Patients who want OAB symptom relief can be placed on an anticholinergic. “There are now five different pills and a patch,” notes Dr. Hall. “Patients who are already taking a lot of medication may prefer a patch. If patients are taking anticholinergics, though, you have to monitor them to be sure they aren’t in retention.”

 

In the past, Dr. Hall continues, “it was considered a major faux pas to put the average man with urinary problems on meds to treat OAB. But some studies show you can treat men with OAB meds for mild-to-moderate LUTS, and that treating patients with PDE-5 [phosphodiesterase-5] inhibitors may improve urinary function.”

 

Following evaluation, most patients with obstructive symptoms are put on alpha blockers, which is the standard of care, says Dr. Hall. “If a patient has elevated PSA in addition to symptoms, but no evidence of cancer, it’s reasonable to take this route. I generally put average patients with relatively small prostate glands (30 grams) on an al-pha blocker. If a patient has a prostate over 50 cc, putting him on a 5-alpha-reductase inhibitor, finasteride (Proscar) or dutasteride (Avodart), will not only improve symptoms, but reduce the likelihood of urinary retention, especially if the patient has an elevated PSA level in the absence of cancer.”

 

“These days some urologists are putting these patients on anticholinergics. Before we do that on a large scale though, I think we need more and bigger studies. Lots of family doctors treat men with LUTS and are not ready to put patients on anticholinergics because we don’t yet know if they’re safe and effective long-term.”

 

Dr. Paterson says it’s important to check a urine cytology in patients with irritative voiding symptoms, and many urologists will then proceed to cystoscopy in this patient group.
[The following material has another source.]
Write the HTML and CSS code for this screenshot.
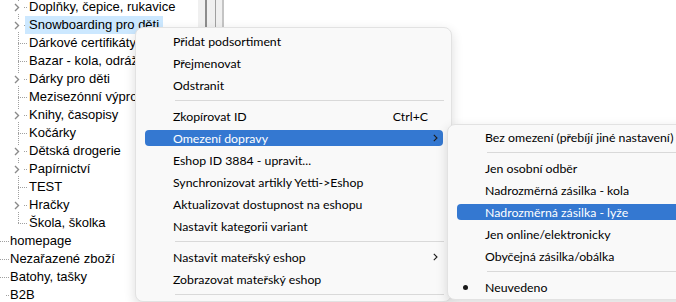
FILE: index.html
```html
<!DOCTYPE html>
<html lang="cs">
<head>
    <meta charset="UTF-8">
    <title>Kategorie</title>
    <link rel="stylesheet" href="styles.css">
</head>
<body>
    <div class="screen">
        <!-- Category tree -->
        <div class="tree">
            <div class="row child"><span class="twist"><svg width="6" height="9" viewBox="0 0 6 9"><path d="M1 1 L4.5 4.5 L1 8" fill="none" stroke="#8a8a8a" stroke-width="1.4"/></svg></span><span class="label">Doplňky, čepice, rukavice</span></div>
            <div class="row child"><span class="twist"><svg width="6" height="9" viewBox="0 0 6 9"><path d="M1 1 L4.5 4.5 L1 8" fill="none" stroke="#8a8a8a" stroke-width="1.4"/></svg></span><span class="label selected">Snowboarding pro děti</span></div>
            <div class="row child"><span class="gap"></span><span class="label">Dárkové certifikáty</span></div>
            <div class="row child"><span class="gap"></span><span class="label">Bazar - kola, odrážedla</span></div>
            <div class="row child"><span class="twist"><svg width="6" height="9" viewBox="0 0 6 9"><path d="M1 1 L4.5 4.5 L1 8" fill="none" stroke="#8a8a8a" stroke-width="1.4"/></svg></span><span class="label">Dárky pro děti</span></div>
            <div class="row child"><span class="gap"></span><span class="label">Mezisezónní výprodej</span></div>
            <div class="row child"><span class="twist"><svg width="6" height="9" viewBox="0 0 6 9"><path d="M1 1 L4.5 4.5 L1 8" fill="none" stroke="#8a8a8a" stroke-width="1.4"/></svg></span><span class="label">Knihy, časopisy</span></div>
            <div class="row child"><span class="gap"></span><span class="label">Kočárky</span></div>
            <div class="row child"><span class="twist"><svg width="6" height="9" viewBox="0 0 6 9"><path d="M1 1 L4.5 4.5 L1 8" fill="none" stroke="#8a8a8a" stroke-width="1.4"/></svg></span><span class="label">Dětská drogerie</span></div>
            <div class="row child"><span class="twist"><svg width="6" height="9" viewBox="0 0 6 9"><path d="M1 1 L4.5 4.5 L1 8" fill="none" stroke="#8a8a8a" stroke-width="1.4"/></svg></span><span class="label">Papírnictví</span></div>
            <div class="row child"><span class="gap"></span><span class="label">TEST</span></div>
            <div class="row child"><span class="twist"><svg width="6" height="9" viewBox="0 0 6 9"><path d="M1 1 L4.5 4.5 L1 8" fill="none" stroke="#8a8a8a" stroke-width="1.4"/></svg></span><span class="label">Hračky</span></div>
            <div class="row child last"><span class="gap"></span><span class="label">Škola, školka</span></div>
            <div class="row top"><span class="gap-top"></span><span class="label">homepage</span></div>
            <div class="row top"><span class="gap-top"></span><span class="label">Nezařazené zboží</span></div>
            <div class="row top"><span class="gap-top"></span><span class="label">Batohy, tašky</span></div>
            <div class="row top short"><span class="gap-top"></span><span class="label">B2B</span></div>
        </div>
        <!-- Splitter -->
        <div class="splitter">
            <div class="split-a"></div>
            <div class="split-b"></div>
            <div class="split-c"></div>
        </div>
        <div class="pane"></div>
    </div>

    <!-- Context menu -->
    <div class="menu main-menu">
        <div class="item"><span>Přidat podsortiment</span></div>
        <div class="item"><span>Přejmenovat</span></div>
        <div class="item"><span>Odstranit</span></div>
        <div class="sep"></div>
        <div class="item"><span>Zkopírovat ID</span><span class="key">Ctrl+C</span></div>
        <div class="item active"><span>Omezení dopravy</span><svg class="arrow" width="5" height="8" viewBox="0 0 5 8"><path d="M0.8 0.8 L4 4 L0.8 7.2" fill="none" stroke="#1c1c1c" stroke-width="1.1"/></svg></div>
        <div class="item"><span>Eshop ID 3884 - upravit...</span></div>
        <div class="item"><span>Synchronizovat artikly Yetti-&gt;Eshop</span></div>
        <div class="item"><span>Aktualizovat dostupnost na eshopu</span></div>
        <div class="item"><span>Nastavit kategorii variant</span></div>
        <div class="sep"></div>
        <div class="item"><span>Nastavit mateřský eshop</span><svg class="arrow" width="5" height="8" viewBox="0 0 5 8"><path d="M0.8 0.8 L4 4 L0.8 7.2" fill="none" stroke="#1c1c1c" stroke-width="1.1"/></svg></div>
        <div class="item"><span>Zobrazovat mateřský eshop</span></div>
        <div class="sep"></div>
    </div>

    <!-- Submenu -->
    <div class="menu sub-menu">
        <div class="item"><span>Bez omezení (přebíjí jiné nastavení)</span></div>
        <div class="sep"></div>
        <div class="item"><span>Jen osobní odběr</span></div>
        <div class="item"><span>Nadrozměrná zásilka - kola</span></div>
        <div class="item active"><span>Nadrozměrná zásilka - lyže</span></div>
        <div class="item"><span>Jen online/elektronicky</span></div>
        <div class="item"><span>Obyčejná zásilka/obálka</span></div>
        <div class="sep"></div>
        <div class="item checked"><span>Neuvedeno</span></div>
    </div>
</body>
</html>
```

FILE: styles.css
```css
body {
    margin: 0;
    padding: 0;
    background-color: white;
    overflow: hidden;
    width: 676px;
    height: 302px;
    position: relative;
}
.screen {
    display: flex;
    height: 302px;
}

/* Tree on the left */
.tree {
    width: 198px;
    margin-top: -2px;
    overflow: hidden;
    font-family: "Liberation Sans", Arial, sans-serif;
    font-size: 13px;
    color: #000;
}
.row {
    display: flex;
    height: 18px;
    line-height: 18px;
    white-space: nowrap;
}
.row.child {
    background:
        repeating-linear-gradient(90deg, #a0a0a0 0 1px, transparent 1px 2px) 18px 9px / 9px 1px no-repeat,
        repeating-linear-gradient(180deg, #a0a0a0 0 1px, transparent 1px 2px) 18px 0 / 1px 100% no-repeat;
}
.row.child.last {
    background:
        repeating-linear-gradient(90deg, #a0a0a0 0 1px, transparent 1px 2px) 18px 9px / 9px 1px no-repeat,
        repeating-linear-gradient(180deg, #a0a0a0 0 1px, transparent 1px 2px) 18px 0 / 1px 10px no-repeat;
}
.row.top {
    background: repeating-linear-gradient(90deg, #a0a0a0 0 1px, transparent 1px 2px) 0 9px / 10px 1px no-repeat;
}
.row.top.short {
    background: repeating-linear-gradient(90deg, #a0a0a0 0 1px, transparent 1px 2px) 6px 9px / 3px 1px no-repeat;
}
.twist {
    width: 25px;
    display: flex;
    align-items: center;
    padding-left: 13px;
    box-sizing: border-box;
}
.twist svg {
    background-color: white;
    padding: 2px 3px 2px 1px;
}
.gap {
    width: 25px;
}
.gap-top {
    width: 6px;
}
.label {
    padding: 0 4px;
}
.label.selected {
    background-color: #cce8ff;
}

/* Splitter between panes */
.splitter {
    width: 26px;
    background-color: #f0f0f0;
    display: flex;
}
.split-a {
    margin-left: 7px;
    width: 2px;
    background-color: #8c8c8c;
}
.split-b {
    margin-left: 8px;
    width: 1px;
    background-color: #a0a0a0;
}
.split-c {
    margin-left: 6px;
    width: 2px;
    background-color: #c4c4c4;
}
.pane {
    flex: 1;
}

/* Context menus */
.menu {
    position: absolute;
    background-color: #f9f9f9;
    border: 1px solid #e2e2e2;
    border-radius: 8px;
    box-shadow: 0 4px 12px rgba(0, 0, 0, 0.14);
    font-family: Lato, "Segoe UI", sans-serif;
    font-size: 12.3px;
    color: #000;
    padding: 2px 0;
}
.main-menu {
    left: 135px;
    top: 27px;
    width: 315px;
}
.sub-menu {
    left: 447px;
    top: 124px;
    width: 260px;
    padding-top: 1px;
    padding-bottom: 1px;
}
.item {
    height: 22px;
    margin: 0 8px 0 9px;
    padding-left: 28px;
    padding-right: 5px;
    display: flex;
    align-items: center;
    position: relative;
    white-space: nowrap;
}
.item.active::before {
    content: "";
    position: absolute;
    left: 0;
    right: 0;
    top: 3px;
    bottom: 3px;
    background-color: #3478d1;
    border-radius: 4px;
}
.item span,
.item svg {
    position: relative;
}
.item.active span {
    color: white;
}
.key {
    margin-left: auto;
    margin-right: 10px;
}
.arrow {
    margin-left: auto;
}
.item.checked::after {
    content: "";
    position: absolute;
    left: 6px;
    top: 9px;
    width: 5px;
    height: 5px;
    border-radius: 50%;
    background-color: #1a1a1a;
}
.sep {
    height: 1px;
    margin: 4px 7px 4px 39px;
    background-color: #d9d9d9;
}
.sub-menu .sep {
    margin-right: 0;
}
```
He also takes a thorough dietary history. “Dietary change is something we need to stress more: avoiding or limiting caffeinated beverages, acidic and spicy foods, and alcohol,” he says. “We also need to tell male patients to do Kegel exercises and discuss fluid restriction.” Only then does he bring up pharmacologic therapy. “If a patient has obstructive, irritative, or mixed voiding symptoms, and no absolute need for surgery, you can start with an alpha blocker and see how he does.”